● Required task: Lift out all lines below that contain "this".

(Extracted records)

********

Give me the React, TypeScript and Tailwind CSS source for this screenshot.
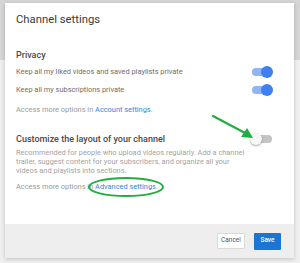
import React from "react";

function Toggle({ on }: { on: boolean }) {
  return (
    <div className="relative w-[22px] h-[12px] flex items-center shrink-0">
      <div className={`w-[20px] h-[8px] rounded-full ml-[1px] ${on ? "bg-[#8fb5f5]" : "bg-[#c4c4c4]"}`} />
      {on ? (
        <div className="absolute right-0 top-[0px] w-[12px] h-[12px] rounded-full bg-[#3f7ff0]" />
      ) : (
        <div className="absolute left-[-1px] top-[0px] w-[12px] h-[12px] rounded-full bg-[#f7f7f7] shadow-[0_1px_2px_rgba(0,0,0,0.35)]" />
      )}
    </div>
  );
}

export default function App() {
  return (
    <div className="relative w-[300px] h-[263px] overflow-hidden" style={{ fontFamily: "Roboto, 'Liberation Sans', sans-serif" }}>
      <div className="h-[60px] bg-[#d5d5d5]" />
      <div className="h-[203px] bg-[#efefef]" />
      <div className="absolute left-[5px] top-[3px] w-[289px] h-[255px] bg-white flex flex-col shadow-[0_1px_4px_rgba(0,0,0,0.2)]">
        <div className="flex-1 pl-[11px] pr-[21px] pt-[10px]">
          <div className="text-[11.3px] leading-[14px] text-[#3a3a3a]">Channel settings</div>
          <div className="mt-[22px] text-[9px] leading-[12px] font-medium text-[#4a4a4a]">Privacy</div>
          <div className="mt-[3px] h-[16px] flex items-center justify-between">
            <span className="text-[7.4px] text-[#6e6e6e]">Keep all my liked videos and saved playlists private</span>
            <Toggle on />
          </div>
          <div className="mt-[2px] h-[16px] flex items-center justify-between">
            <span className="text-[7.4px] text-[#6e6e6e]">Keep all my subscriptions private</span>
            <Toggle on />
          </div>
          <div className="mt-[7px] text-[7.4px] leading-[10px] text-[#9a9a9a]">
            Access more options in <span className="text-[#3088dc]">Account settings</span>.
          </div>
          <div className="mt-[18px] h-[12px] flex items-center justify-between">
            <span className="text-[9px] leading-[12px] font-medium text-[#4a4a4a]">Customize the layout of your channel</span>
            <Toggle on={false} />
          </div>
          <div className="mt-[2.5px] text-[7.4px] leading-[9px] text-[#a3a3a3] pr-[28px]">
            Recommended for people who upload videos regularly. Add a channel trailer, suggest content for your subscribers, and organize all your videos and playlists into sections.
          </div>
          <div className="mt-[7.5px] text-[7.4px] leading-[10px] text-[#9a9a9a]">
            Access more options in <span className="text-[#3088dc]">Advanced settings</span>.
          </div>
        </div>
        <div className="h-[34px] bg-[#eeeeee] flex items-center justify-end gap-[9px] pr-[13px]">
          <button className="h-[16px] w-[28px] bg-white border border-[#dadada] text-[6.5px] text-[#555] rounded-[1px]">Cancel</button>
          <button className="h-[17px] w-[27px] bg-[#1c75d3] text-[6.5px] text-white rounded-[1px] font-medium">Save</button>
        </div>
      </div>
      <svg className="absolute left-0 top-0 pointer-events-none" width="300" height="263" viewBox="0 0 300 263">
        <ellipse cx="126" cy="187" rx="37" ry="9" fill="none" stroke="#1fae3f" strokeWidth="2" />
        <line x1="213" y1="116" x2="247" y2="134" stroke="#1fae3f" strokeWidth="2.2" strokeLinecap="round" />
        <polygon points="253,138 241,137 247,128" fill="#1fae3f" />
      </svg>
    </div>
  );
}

********

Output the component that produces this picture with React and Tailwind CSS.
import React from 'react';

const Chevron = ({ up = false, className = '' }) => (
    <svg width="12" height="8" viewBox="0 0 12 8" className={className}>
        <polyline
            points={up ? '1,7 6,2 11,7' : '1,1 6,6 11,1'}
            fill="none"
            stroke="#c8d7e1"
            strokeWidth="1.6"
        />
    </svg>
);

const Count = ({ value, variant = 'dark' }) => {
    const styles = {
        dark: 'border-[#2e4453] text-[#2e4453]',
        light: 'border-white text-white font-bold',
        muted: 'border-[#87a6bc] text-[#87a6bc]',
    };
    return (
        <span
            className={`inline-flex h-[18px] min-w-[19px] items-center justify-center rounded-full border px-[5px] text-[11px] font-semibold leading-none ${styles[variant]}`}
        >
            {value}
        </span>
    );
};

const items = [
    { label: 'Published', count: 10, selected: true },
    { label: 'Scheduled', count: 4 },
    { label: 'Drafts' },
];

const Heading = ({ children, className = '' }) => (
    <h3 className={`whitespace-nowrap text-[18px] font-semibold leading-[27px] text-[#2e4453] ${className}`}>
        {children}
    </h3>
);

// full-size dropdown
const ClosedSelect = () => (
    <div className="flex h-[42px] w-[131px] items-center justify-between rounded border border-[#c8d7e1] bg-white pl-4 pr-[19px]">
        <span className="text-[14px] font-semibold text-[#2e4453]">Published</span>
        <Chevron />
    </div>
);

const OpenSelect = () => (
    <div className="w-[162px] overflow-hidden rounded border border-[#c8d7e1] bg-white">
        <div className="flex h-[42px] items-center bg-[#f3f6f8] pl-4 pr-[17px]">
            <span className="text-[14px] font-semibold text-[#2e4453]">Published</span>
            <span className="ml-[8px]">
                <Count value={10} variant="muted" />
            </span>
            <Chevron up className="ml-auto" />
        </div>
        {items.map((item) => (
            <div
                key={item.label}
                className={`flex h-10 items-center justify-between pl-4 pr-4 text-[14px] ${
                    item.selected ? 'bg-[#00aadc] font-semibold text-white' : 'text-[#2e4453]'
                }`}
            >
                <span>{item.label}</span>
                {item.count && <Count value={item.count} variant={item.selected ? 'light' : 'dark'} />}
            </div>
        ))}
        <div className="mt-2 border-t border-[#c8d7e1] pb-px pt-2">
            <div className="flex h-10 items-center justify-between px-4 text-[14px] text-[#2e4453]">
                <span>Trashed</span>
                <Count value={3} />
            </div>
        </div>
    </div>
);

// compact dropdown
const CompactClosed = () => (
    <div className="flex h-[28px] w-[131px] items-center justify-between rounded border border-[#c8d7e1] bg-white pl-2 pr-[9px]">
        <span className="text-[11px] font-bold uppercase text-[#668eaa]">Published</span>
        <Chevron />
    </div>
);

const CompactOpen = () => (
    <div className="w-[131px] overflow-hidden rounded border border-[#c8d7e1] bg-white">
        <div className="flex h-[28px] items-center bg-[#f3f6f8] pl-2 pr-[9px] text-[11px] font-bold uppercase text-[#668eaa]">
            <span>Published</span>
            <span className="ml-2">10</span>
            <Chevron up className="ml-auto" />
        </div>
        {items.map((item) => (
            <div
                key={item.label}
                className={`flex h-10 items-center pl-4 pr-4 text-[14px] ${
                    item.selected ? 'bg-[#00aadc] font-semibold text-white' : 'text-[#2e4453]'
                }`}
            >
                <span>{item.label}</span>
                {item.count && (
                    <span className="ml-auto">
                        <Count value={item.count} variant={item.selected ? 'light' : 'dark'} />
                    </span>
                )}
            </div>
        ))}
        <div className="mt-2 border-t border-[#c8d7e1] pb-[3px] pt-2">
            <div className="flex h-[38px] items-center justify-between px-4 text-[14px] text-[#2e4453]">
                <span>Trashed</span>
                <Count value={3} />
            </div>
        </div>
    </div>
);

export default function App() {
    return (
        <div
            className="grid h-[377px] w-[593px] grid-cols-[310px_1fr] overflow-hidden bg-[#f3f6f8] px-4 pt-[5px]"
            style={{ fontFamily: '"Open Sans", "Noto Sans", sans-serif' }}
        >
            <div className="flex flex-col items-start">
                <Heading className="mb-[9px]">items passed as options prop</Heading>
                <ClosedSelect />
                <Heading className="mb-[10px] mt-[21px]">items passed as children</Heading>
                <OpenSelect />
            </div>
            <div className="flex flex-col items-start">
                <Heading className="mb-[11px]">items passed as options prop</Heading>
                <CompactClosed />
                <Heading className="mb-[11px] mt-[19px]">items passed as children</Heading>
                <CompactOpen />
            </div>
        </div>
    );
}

********

● Response to the exercise:
Give me the React, TypeScript and Tailwind CSS source for this screenshot.
Output the component that produces this picture with React and Tailwind CSS.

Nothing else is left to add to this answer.